В комнате темнота, ни свечи не горит, шторы плотно задёрнуты, Луны совсем не видно, стучат часы, за окном слышится шёпот листьев. Проснулся от топота в коридоре, словно маленький ребёнок испугался своего отражения в большом заловом зеркале и ищет мамочку, которая успокоит и спать уложит. Дверь в спальню хлопнула, я приоткрыл глаза. Ко мне на кровать прыгнули со всего разбега, болезненно стукнувшись о мою грудную клетку. Человечек крепко прижался ко мне, подрагивая и тяжело дыша, я обнял его одной рукой, а другой помог себе сесть на постель. Кроха в огромной пижамной рубахе никак не отреагировал, лишь теснее подобрался ко мне, ухватившись пальчиками за мою ночную рубашку.
— В чем дело, кудряшка? — как можно нежнее спрашиваю у мальчонки, уже зная, кого ко мне принесла нелёгкая. Чувствую, как он старается выровнять дыхание после долгого бега и страха. Я могу предположить, что ему опять показалась страшной колонна, или что люстра прицеливается, чтобы упасть на него, но лучше спросить. Мы обговаривали.
— Я шёл к тебе. Я шёл к тебе и испугался. Там... Твой дом злой, — паренёк опять выдаёт странные фразы, понятные лишь ему самому, я уже привык. Обнимаю его двумя руками, стараясь успокоить, немного покачиваюсь.
— Никто не сделает тебе здесь больно намеренно. Я обещаю тебе, — крошечные, по сравнению с моими, ладошки сжимают мою рубашку крепче. Одну руку укладываю на кучерявую макушку, зарываясь ими и носом в волосы. — Ты не веришь мне?
Я знаю, его большие глазки сейчас готовы расплакаться, но стойко держатся, он хочет быть сильным рядом со мной. Тонкие губы шепнули в грудину "Верю". Глажу его по спине. Слезы скатываются по щечкам, рубашка мокнет, он вытирает ей свои глаза, я не возражаю. Ему сейчас надо успокоиться, я подарю ему свою защиту, свои объятия, свою любовь.

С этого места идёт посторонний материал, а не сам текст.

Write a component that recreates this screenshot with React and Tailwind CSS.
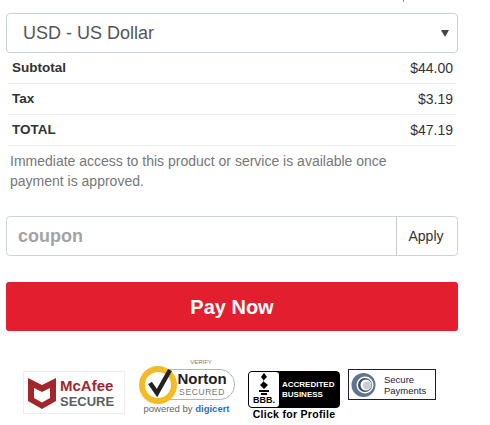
import React from "react";

const font = { fontFamily: '"Liberation Sans", Arial, sans-serif' };

const McAfeeBadge = () => (
  <div className="mt-[12px] ml-[17px] flex h-[43px] w-[102px] items-center gap-[4px] border border-[#eeeeee] pl-[4px]">
    <svg width="28" height="33" viewBox="0 0 28 33">
      <path d="M0 2 L14 9 L28 2 V25 L14 33 L0 25 Z" fill="#a3262d" />
      <path d="M6 12 L14 16 L22 12 V22 L14 26.5 L6 22 Z" fill="#fff" />
    </svg>
    <div className="flex flex-col">
      <span className="text-[15px] leading-[17px] font-bold text-[#a3262d]">McAfee</span>
      <span className="text-[13px] leading-[15px] font-bold text-[#5c5f61]">SECURE</span>
    </div>
  </div>
);

const NortonBadge = () => (
  <div className="relative ml-[14px] h-[56px] w-[97px]">
    <div className="flex justify-center pl-[27px] text-[6px] leading-[7px] text-[#777777]">VERIFY</div>
    <div className="mt-[3px] ml-[19px] flex h-[31px] w-[77px] flex-col items-center rounded-r-[15px] border border-[#b5b5b5] pl-[11px]">
      <span className="text-[15px] leading-[17px] font-bold text-[#222222]">Norton</span>
      <span className="text-[8.5px] leading-[10px] tracking-[0.6px] text-[#777777]">SECURED</span>
    </div>
    <div className="mt-[3px] flex justify-center pr-[4px] pl-[2px] text-[9.5px] leading-[11px] text-[#666666]">
      powered by&nbsp;<span className="font-bold text-[#1f74c2]">digicert</span>
    </div>
    {/* Yellow seal sits over the pill */}
    <svg className="absolute top-[5px] left-0" width="40" height="40" viewBox="0 0 40 40">
      <circle cx="19" cy="21" r="16" fill="#fff" stroke="#f4bb27" strokeWidth="6" />
      <path d="M11 19 L18 29 L31 6" fill="none" stroke="#222" strokeWidth="4.5" />
    </svg>
  </div>
);

const BbbBadge = () => (
  <div className="mt-[12px] ml-[12px] flex w-[92px] flex-col items-center">
    <div className="flex h-[37px] w-[92px] overflow-hidden rounded-[4px] border border-black bg-black">
      <div className="flex w-[30px] flex-col items-center rounded-r-[3px] bg-white">
        <svg width="14" height="23" viewBox="0 0 14 23">
          <path d="M7 1 L10 5 L6 9 L11 13 L7 17 L3 13 L7 9 L4 5 Z" fill="#000" />
          <rect x="2" y="18" width="10" height="2" fill="#000" />
          <rect x="4" y="21" width="6" height="2" fill="#000" />
        </svg>
        <span className="text-[9px] leading-[10px] font-bold text-black">BBB.</span>
      </div>
      <div className="flex flex-1 flex-col justify-center pl-[3px] text-[8px] leading-[10px] font-bold text-white">
        <span>ACCREDITED</span>
        <span>BUSINESS</span>
      </div>
    </div>
    <span className="text-[10.5px] leading-[13px] font-bold tracking-[0.3px] text-black">Click for Profile</span>
  </div>
);

const SecurePaymentsBadge = () => (
  <div className="mt-[10px] ml-[8px] flex h-[31px] w-[88px] items-center border border-[#1d1d3a] bg-white pl-[2px]">
    <svg width="25" height="26" viewBox="0 0 25 26">
      <circle cx="12.5" cy="13" r="12" fill="#5e7591" />
      <circle cx="14" cy="13" r="8.5" fill="#fff" />
      <circle cx="14" cy="13" r="7" fill="#3d4e66" />
      <circle cx="15" cy="13" r="5.5" fill="#fff" />
      <circle cx="16" cy="13.5" r="4" fill="#c9ced4" />
    </svg>
    <div className="ml-[8px] flex flex-col text-[9.5px] leading-[11px] text-[#222244]">
      <span>Secure</span>
      <span>Payments</span>
    </div>
  </div>
);

const Row = ({ label, value }) => (
  <div className="mx-[2px] flex h-[31px] items-center justify-between border-b border-[#eeeeee] pr-[3px] pl-[4px] text-[14px] text-[#333333]">
    <span className="text-[13.5px] font-bold">{label}</span>
    <span>{value}</span>
  </div>
);

export default function App() {
  return (
    <div className="relative h-[425px] w-[490px] overflow-hidden bg-white pt-[13px]" style={font}>
      {/* Tail of text cut off at the top edge */}
      <div className="absolute top-0 left-[403px] h-[2px] w-px bg-[#888888]" />

      <div className="ml-[6px] w-[452px]">
        {/* Currency select */}
        <div className="flex h-[40px] items-center justify-between rounded-[4px] border border-[#c3d3dc] pr-[8px] pl-[16px] text-[18px] text-[#555555]">
          <span>USD - US Dollar</span>
          <span className="h-0 w-0 border-x-[4px] border-t-[7px] border-x-transparent border-t-[#444444]" />
        </div>

        <Row label="Subtotal" value="$44.00" />
        <Row label="Tax" value="$3.19" />
        <Row label="TOTAL" value="$47.19" />

        <p className="mt-[5px] pl-[4px] text-[14px] leading-[20px] text-[#777777]">
          Immediate access to this product or service is available once
          <br />
          payment is approved.
        </p>

        {/* Coupon */}
        <div className="mt-[25px] flex h-[40px] rounded-[4px] border border-[#ccd3dc]">
          <div className="flex flex-1 items-center pl-[11px] text-[18px] font-bold text-[#a3a3a3]">coupon</div>
          <div className="flex w-[61px] items-center justify-center border-l border-[#c8ccd0] pr-[2px] text-[14px] text-[#333333]">Apply</div>
        </div>

        {/* Pay button */}
        <div className="mt-[26px] flex h-[49px] items-center justify-center rounded-[3px] bg-[#e31f2f] text-[20px] font-bold text-white">
          Pay Now
        </div>
      </div>

      {/* Trust badges */}
      <div className="mt-[28px] flex items-start pl-[6px]">
        <McAfeeBadge />
        <NortonBadge />
        <BbbBadge />
        <SecurePaymentsBadge />
      </div>
    </div>
  );
}
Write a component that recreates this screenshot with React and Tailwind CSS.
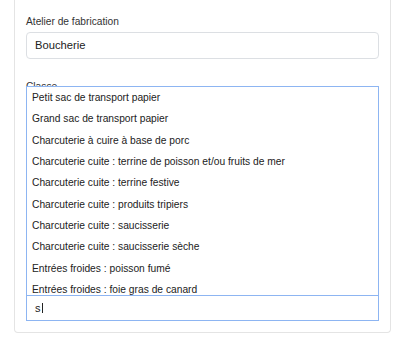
const classes = [
  "Petit sac de transport papier",
  "Grand sac de transport papier",
  "Charcuterie à cuire à base de porc",
  "Charcuterie cuite : terrine de poisson et/ou fruits de mer",
  "Charcuterie cuite : terrine festive",
  "Charcuterie cuite : produits tripiers",
  "Charcuterie cuite : saucisserie",
  "Charcuterie cuite : saucisserie sèche",
  "Entrées froides : poisson fumé",
  "Entrées froides : foie gras de canard",
];

export default function App() {
  return (
    <div className="h-[345px] w-[400px] overflow-hidden bg-white font-['Liberation_Sans',Arial,sans-serif] text-[#212529]">
      <div className="ml-[14px] w-[377px] rounded-b-[4px] border-x border-b border-[#e4e4e4] px-[11px] pt-[14px] pb-[11px]">
        {/* Atelier */}
        <label className="block text-[10.2px] leading-[15px] text-[#333]">
          Atelier de fabrication
        </label>
        <div className="mt-[3px] flex h-[27px] items-center rounded-[4px] border border-[#dcdfe3] px-[8px] text-[11.2px] text-[#222]">
          Boucherie
        </div>

        {/* Classe, with its open dropdown over the label */}
        <label className="mt-[20px] block text-[10.2px] leading-[15px] text-[#333]">
          Classe
        </label>
        <div className="relative -mt-[8px] border border-[#8db5f2] bg-white">
          <ul className="h-[208px] overflow-hidden">
            {classes.map((c) => (
              <li
                key={c}
                className="flex h-[21.33px] items-center whitespace-nowrap px-[5px] text-[10.25px] text-[#222]"
              >
                {c}
              </li>
            ))}
          </ul>
          <div className="flex h-[25px] items-center border-t border-[#8db5f2] px-[8px] text-[11px] text-[#222]">
            <span className="inline-block border-r border-[#222] pr-px leading-[10px]">s</span>
          </div>
        </div>
      </div>
    </div>
  );
}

Он плачет так тихо, что стук настенных часов кажется громче его. Целую его в макушку, в висок, над ухом, ближе к затылку, сам затылок. Изгибаться приходится, спина чуть ноет, но мне так хочется его побаловать. Тянусь к тумбе, на ней свеча и спички. Ночные "бега" уже перестали быть редкостью.
— Там... — паренёк начинает, прекратив плакать, иногда хлюпая носом. — Там такое страшное чучело в окне было. Оно глазело на меня.. Клянусь, оно хотело меня съесть! Оно смотрело на меня, как дикий волк на отбившегося ягнёнка! — карие глазки с маленькими золотыми самородками уставились на меня, они такие испуганные, такие большие, и такие влажные. Суженые зрачки подрагивают, ищут во мне поддержки.
Он уже взрослый юноша, но в это мало кто верит. Низенький, худенький, с большими глазами и пушистыми ресничками, его волосы до плеч часто распущены и мило вьются, такой пугливый, словно барышня, такой неловкий. В свои семнадцать он скорее походит на девочку. Кроха.
— Тебя никто рядом со мной не тронет, просто не посмеет, — я бы мог сказать, что это всё выдумки, он взрослый уже, но разве я могу ему это сказать? — А если и решится кто, я того, вон, метла, видишь? Отбиться помогу, — глажу по спине, рукой указывая в угол комнаты. Он тихо хихикает, наверно представляет меня с метлой вместо шпаги. Мой хороший.
Обнимает меня за торс, щекой прилегая, неслышно его губы что-то сказали, может поблагодарил, он благодарит даже за самые мелочи. Укладываюсь щекой ему на кудряшки, параллельно стараясь медленно лечь, да так, чтобы ни самому об изголовье не удариться, ни его челюстью о грудину не ушибить. Накрываю нас одеялом, похлопав пару раз ему по спинке, почти неощутимо. Опускаю взгляд на его макушку, лежащую на мне. Он уже закрыл глаза и хочет заснуть. Целую его в пушистые кудри.
— Ты меня точно защитишь?
— Точно, даю слово.
— Спасибо.
Свеча умолкла, комната вновь погрузилась во мрак. Кроха отпустил мою рубаху и ухватился за руку, которой я продолжал его поглаживать, притянул ближе к лицу, обнял и огладил её щечкой. Обнял его покрепче, вновь поцеловав, слушая размеренный шаг часов и думая, что никому не дам причинить моему кудряшке зло.